Analisis UU Nomor 12 Tahun 2012 tentang Pendidikan Tinggi
A.
Pandangan Filosofis dan Historis
“….Kemudian daripada itu, untuk membentuk suatu
Pemerintahan Negara Indonesia yang melindungi segenap Bangsa Indonesia dan
seluruh tumpah darah Indonesia dan untuk memajukan kesejahteraan
umum, mencerdaskan kehidupan Bangsa, dan ikut melaksanakan ketertiban
dunia yang berdasarkan kemerdekaan, perdamaian abadi, dan keadilan sosial,….”
Maka
telah ‘gamblang’ dijelaskan dalam pembukaan (preambule) UUD 1945 bahwa
mencerdaskan kehidupan Bangsa merupakan kewajiban konstituonal yang harus
dijalankan oleh Negara. Hal ini merupakan perwujudan cita-cita Indonesia dalam
meraih kemerdekaan.

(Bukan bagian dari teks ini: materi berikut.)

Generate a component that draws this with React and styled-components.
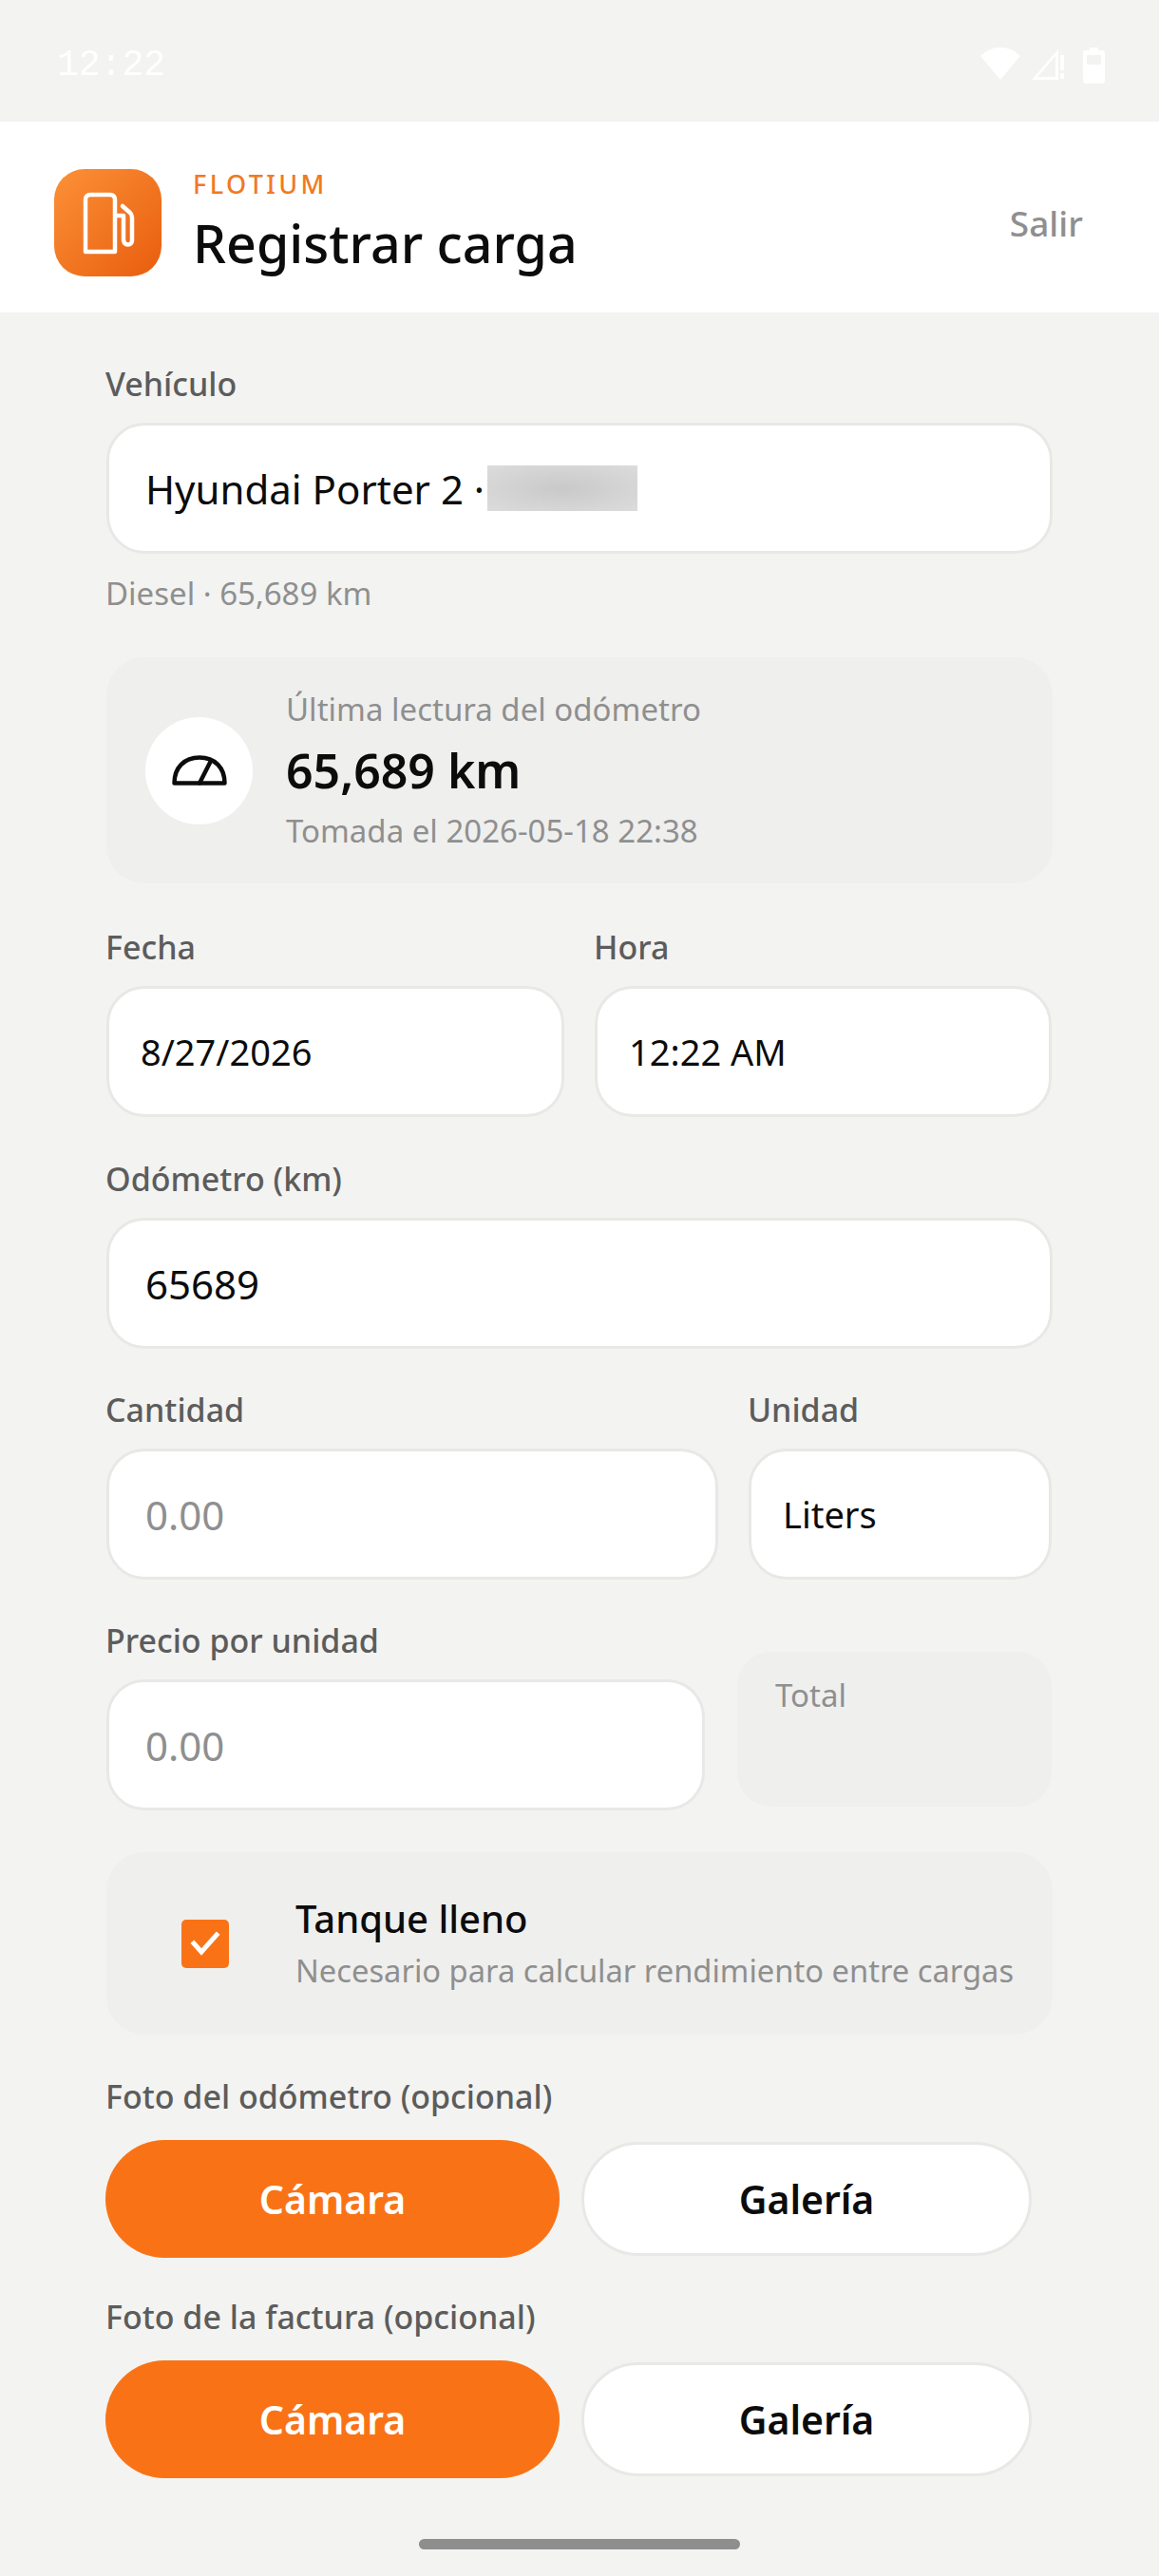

Mengingat pada zaman penjajahan, Bangsa Indonesia berada
dalam posisi tidak terdidik dan pendidikan hanya diperoleh bagi kaum tertentu.
Bahwa pendidikan kemudian juga menjadi hak bagi setiap warga Negara telah
ditegaskan dalam batang tubuh UUD 1945 pada pasal 31 ayat (1). Dalam norma
hukum Internasional, hak warga Negara memperoleh pendidikan juga termaktub
dalam Universal Declaration on Human Rights pasal 26 bahwa pendidikan
yang bertujuan untuk untuk mengembangkan kemanusiaan, wajib diterapkan untuk dapat
diakses oleh seluruh lapisan masyarakat.
Namun untuk mewujudkan kehidupan Bangsa yang cerdas, berbagai
prahara terus menerpa Indonesia. Salah satu akar permasalahannya adalah ketika
Indonesia yang diwakili oleh pemerintah sepakat untuk masuk ke dalam bagian
World Trade Organization (WTO) pada tahun 1994. Sebagai bentuk konsekuensinya,
Indonesia harus ‘tunduk’ kepada aturan-aturan pokok yang ditetapkan dalam
perjanjian General Agreement on Trade in Service (GATS). Pada perjanjian
tersebut terdapat 12 sektor jasa yang dimasukkan dalam komoditas perdagangan
jasa internasional, termasuk pendidikan. Inilah awal dibukanya ‘keran’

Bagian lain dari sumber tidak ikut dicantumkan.